* [Given information]:

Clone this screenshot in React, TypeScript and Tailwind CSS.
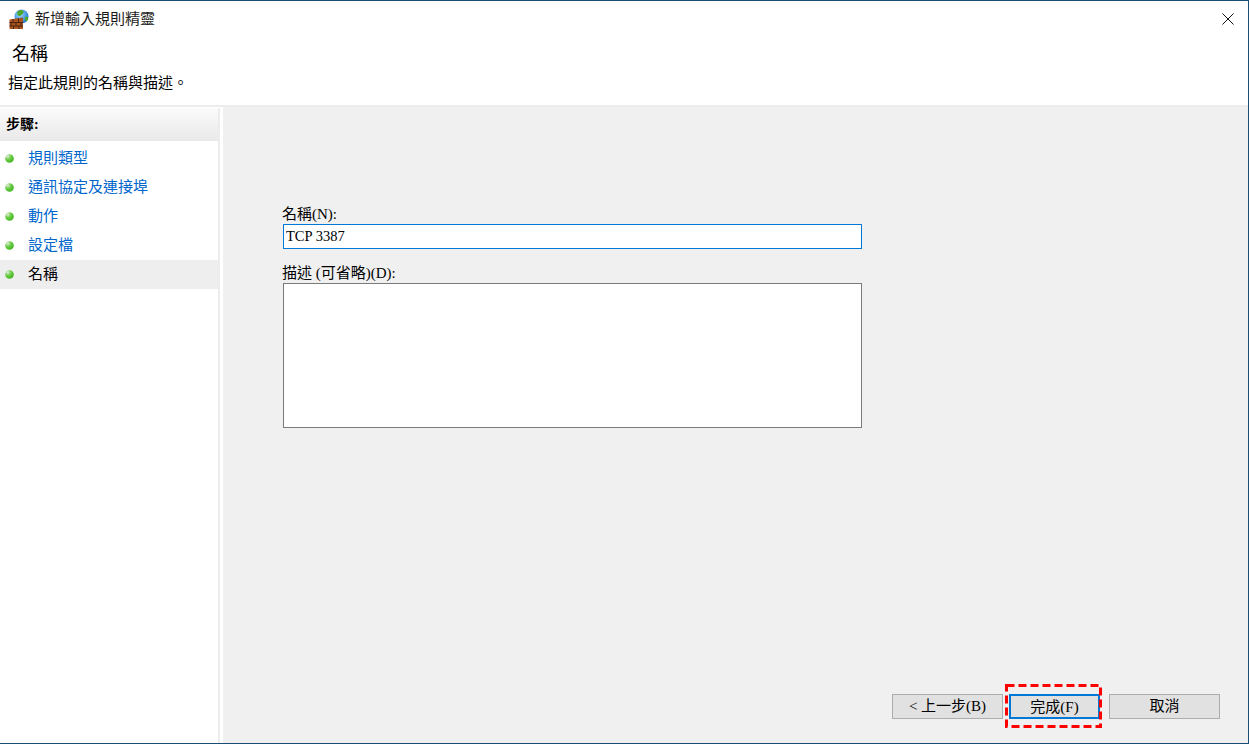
const cjk = "font-['PMingLiU','Liberation_Serif','Noto_Sans_CJK_TC',serif]";

const steps = [
  { label: '規則類型' },
  { label: '通訊協定及連接埠' },
  { label: '動作' },
  { label: '設定檔' },
  { label: '名稱', active: true },
];

function FirewallIcon() {
  return (
    <svg width="20" height="20" viewBox="0 0 20 20">
      <defs>
        <radialGradient id="globe" cx="0.4" cy="0.35" r="0.7">
          <stop offset="0" stopColor="#9adcff" />
          <stop offset="1" stopColor="#1a6fd0" />
        </radialGradient>
        <radialGradient id="dot" cx="0.3" cy="0.25" r="0.8">
          <stop offset="0" stopColor="#e4ece0" />
          <stop offset="0.45" stopColor="#6fce4a" />
          <stop offset="1" stopColor="#3fb51c" />
        </radialGradient>
      </defs>
      <circle cx="12.500" cy="7.500" r="7" fill="url(#globe)" />
      <path d="M9 2c2-1.500 5-1 5.500.5s-1 2.500-2 3.500-2.500 1.500-3.500.5-1-3.500 0-4.500z" fill="#4fa82e" />
      <path d="M16 8c1.500-.5 3.300 0 3.300 1s-1 3.500-2 3.500-1.800-3.500-1.300-4.500z" fill="#4fa82e" />
      <path d="M0.500 10.500 14 8.500V20H0.500z" fill="#a9531d" />
      <path
        d="M0.500 13.500h13.500M0.500 17h13.500M4 10V13.500M9.500 9.500V13.500M2 13.500V17M7 13.500V17M12 13.500V17M4.500 17V20M10 17V20"
        stroke="#4d2410"
        strokeWidth="1"
        fill="none"
      />
    </svg>
  );
}

function StepDot() {
  return (
    <svg width="9" height="9" viewBox="0 0 9 9" className="shrink-0">
      <circle cx="4.500" cy="4.500" r="4.300" fill="url(#dot)" />
    </svg>
  );
}

function WizardButton({ children, primary }: { children: string; primary?: boolean }) {
  return (
    <button
      className={
        primary
          ? 'h-[25px] w-[91px] border-2 border-[#0078d7] bg-[#e1e1e1] text-[15px] text-black'
          : 'h-[25px] w-[111px] border border-[#adadad] bg-[#e1e1e1] text-[15px] text-black'
      }
    >
      {children}
    </button>
  );
}

export default function App() {
  return (
    <div className={`flex h-[744px] w-[1249px] flex-col overflow-hidden border-t border-r border-b border-[#1c4e73] bg-white ${cjk}`}>
      <div className="flex h-[35px] shrink-0 items-center pl-[9px] pr-[14px]">
        <FirewallIcon />
        <span className="ml-[6px] pt-[2px] text-[15px] text-[#1a1a1a]">新增輸入規則精靈</span>
        <svg width="12" height="12" viewBox="0 0 12 12" className="ml-auto">
          <path d="M.5.5l11 11M11.500.5l-11 11" stroke="#111" strokeWidth="1" fill="none" />
        </svg>
      </div>

      <div className="h-[71px] shrink-0 border-b-2 border-[#ececec] pl-[8px] pt-[1px]">
        <div className="pl-[4px] text-[18px] leading-[34px] text-black">名稱</div>
        <div className="mt-[2px] text-[15px] leading-[21px] text-black">指定此規則的名稱與描述。</div>
      </div>

      <div className="flex min-h-0 flex-1">
        <div className="flex w-[223px] shrink-0 flex-col pt-[1px]">
          <div className="w-[220px] flex-1 border-r-2 border-[#ececec]">
            <div className="flex h-[33px] items-center bg-gradient-to-b from-[#fbfbfb] to-[#e9e9e9] pl-[6px] text-[14px] font-bold text-black">
              步驟:
            </div>
            <div className="pt-[3px]">
              {steps.map((step) => (
                <div
                  key={step.label}
                  className={`flex h-[29px] items-center gap-[14px] pl-[5px] text-[15px] ${step.active ? 'bg-[#eeeeee] text-black' : 'text-[#0066cc]'}`}
                >
                  <StepDot />
                  <span>{step.label}</span>
                </div>
              ))}
            </div>
          </div>
        </div>

        <div className="flex flex-1 flex-col bg-[#f0f0f0] pl-[60px] pr-[28px] pt-[98px] pb-[24px]">
          <div className="-ml-[1px] text-[15px] leading-[18px] text-black">名稱(N):</div>
          <input
            readOnly
            value="TCP 3387"
            className="mt-[1px] h-[25px] w-[579px] border border-[#0078d7] bg-white px-[2px] text-[14.500px] text-black outline-none"
          />
          <div className="-ml-[1px] mt-[15px] text-[15px] leading-[18px] text-black">描述 (可省略)(D):</div>
          <textarea
            readOnly
            className="mt-[1px] h-[145px] w-[579px] resize-none border border-[#7a7a7a] bg-white outline-none"
          />
          <div className="mt-auto flex justify-end">
            <WizardButton>{'< 上一步(B)'}</WizardButton>
            <div className="relative ml-[6px] mr-[9px]">
              <WizardButton primary>完成(F)</WizardButton>
              <svg width="97" height="44" className="absolute -top-[10px] -left-[4px]">
                <rect x="1.500" y="1.500" width="94" height="41" fill="none" stroke="#ff0000" strokeWidth="3" strokeDasharray="8 4" />
              </svg>
            </div>
            <WizardButton>取消</WizardButton>
          </div>
        </div>
      </div>
    </div>
  );
}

* [Written task]:
Extract the full listing above verbatim; pictures are to be left out of the copy.

* [Answer in full]:
Clone this screenshot in React, TypeScript and Tailwind CSS.
const cjk = "font-['PMingLiU','Liberation_Serif','Noto_Sans_CJK_TC',serif]";

const steps = [
  { label: '規則類型' },
  { label: '通訊協定及連接埠' },
  { label: '動作' },
  { label: '設定檔' },
  { label: '名稱', active: true },
];

function FirewallIcon() {
  return (
    <svg width="20" height="20" viewBox="0 0 20 20">
      <defs>
        <radialGradient id="globe" cx="0.4" cy="0.35" r="0.7">
          <stop offset="0" stopColor="#9adcff" />
          <stop offset="1" stopColor="#1a6fd0" />
        </radialGradient>
        <radialGradient id="dot" cx="0.3" cy="0.25" r="0.8">
          <stop offset="0" stopColor="#e4ece0" />
          <stop offset="0.45" stopColor="#6fce4a" />
          <stop offset="1" stopColor="#3fb51c" />
        </radialGradient>
      </defs>
      <circle cx="12.500" cy="7.500" r="7" fill="url(#globe)" />
      <path d="M9 2c2-1.500 5-1 5.500.5s-1 2.500-2 3.500-2.500 1.500-3.500.5-1-3.500 0-4.500z" fill="#4fa82e" />
      <path d="M16 8c1.500-.5 3.300 0 3.300 1s-1 3.500-2 3.500-1.800-3.500-1.300-4.500z" fill="#4fa82e" />
      <path d="M0.500 10.500 14 8.500V20H0.500z" fill="#a9531d" />
      <path
        d="M0.500 13.500h13.500M0.500 17h13.500M4 10V13.500M9.500 9.500V13.500M2 13.500V17M7 13.500V17M12 13.500V17M4.500 17V20M10 17V20"
        stroke="#4d2410"
        strokeWidth="1"
        fill="none"
      />
    </svg>
  );
}

function StepDot() {
  return (
    <svg width="9" height="9" viewBox="0 0 9 9" className="shrink-0">
      <circle cx="4.500" cy="4.500" r="4.300" fill="url(#dot)" />
    </svg>
  );
}

function WizardButton({ children, primary }: { children: string; primary?: boolean }) {
  return (
    <button
      className={
        primary
          ? 'h-[25px] w-[91px] border-2 border-[#0078d7] bg-[#e1e1e1] text-[15px] text-black'
          : 'h-[25px] w-[111px] border border-[#adadad] bg-[#e1e1e1] text-[15px] text-black'
      }
    >
      {children}
    </button>
  );
}

export default function App() {
  return (
    <div className={`flex h-[744px] w-[1249px] flex-col overflow-hidden border-t border-r border-b border-[#1c4e73] bg-white ${cjk}`}>
      <div className="flex h-[35px] shrink-0 items-center pl-[9px] pr-[14px]">
        <FirewallIcon />
        <span className="ml-[6px] pt-[2px] text-[15px] text-[#1a1a1a]">新增輸入規則精靈</span>
        <svg width="12" height="12" viewBox="0 0 12 12" className="ml-auto">
          <path d="M.5.5l11 11M11.500.5l-11 11" stroke="#111" strokeWidth="1" fill="none" />
        </svg>
      </div>

      <div className="h-[71px] shrink-0 border-b-2 border-[#ececec] pl-[8px] pt-[1px]">
        <div className="pl-[4px] text-[18px] leading-[34px] text-black">名稱</div>
        <div className="mt-[2px] text-[15px] leading-[21px] text-black">指定此規則的名稱與描述。</div>
      </div>

      <div className="flex min-h-0 flex-1">
        <div className="flex w-[223px] shrink-0 flex-col pt-[1px]">
          <div className="w-[220px] flex-1 border-r-2 border-[#ececec]">
            <div className="flex h-[33px] items-center bg-gradient-to-b from-[#fbfbfb] to-[#e9e9e9] pl-[6px] text-[14px] font-bold text-black">
              步驟:
            </div>
            <div className="pt-[3px]">
              {steps.map((step) => (
                <div
                  key={step.label}
                  className={`flex h-[29px] items-center gap-[14px] pl-[5px] text-[15px] ${step.active ? 'bg-[#eeeeee] text-black' : 'text-[#0066cc]'}`}
                >
                  <StepDot />
                  <span>{step.label}</span>
                </div>
              ))}
            </div>
          </div>
        </div>

        <div className="flex flex-1 flex-col bg-[#f0f0f0] pl-[60px] pr-[28px] pt-[98px] pb-[24px]">
          <div className="-ml-[1px] text-[15px] leading-[18px] text-black">名稱(N):</div>
          <input
            readOnly
            value="TCP 3387"
            className="mt-[1px] h-[25px] w-[579px] border border-[#0078d7] bg-white px-[2px] text-[14.500px] text-black outline-none"
          />
          <div className="-ml-[1px] mt-[15px] text-[15px] leading-[18px] text-black">描述 (可省略)(D):</div>
          <textarea
            readOnly
            className="mt-[1px] h-[145px] w-[579px] resize-none border border-[#7a7a7a] bg-white outline-none"
          />
          <div className="mt-auto flex justify-end">
            <WizardButton>{'< 上一步(B)'}</WizardButton>
            <div className="relative ml-[6px] mr-[9px]">
              <WizardButton primary>完成(F)</WizardButton>
              <svg width="97" height="44" className="absolute -top-[10px] -left-[4px]">
                <rect x="1.500" y="1.500" width="94" height="41" fill="none" stroke="#ff0000" strokeWidth="3" strokeDasharray="8 4" />
              </svg>
            </div>
            <WizardButton>取消</WizardButton>
          </div>
        </div>
      </div>
    </div>
  );
}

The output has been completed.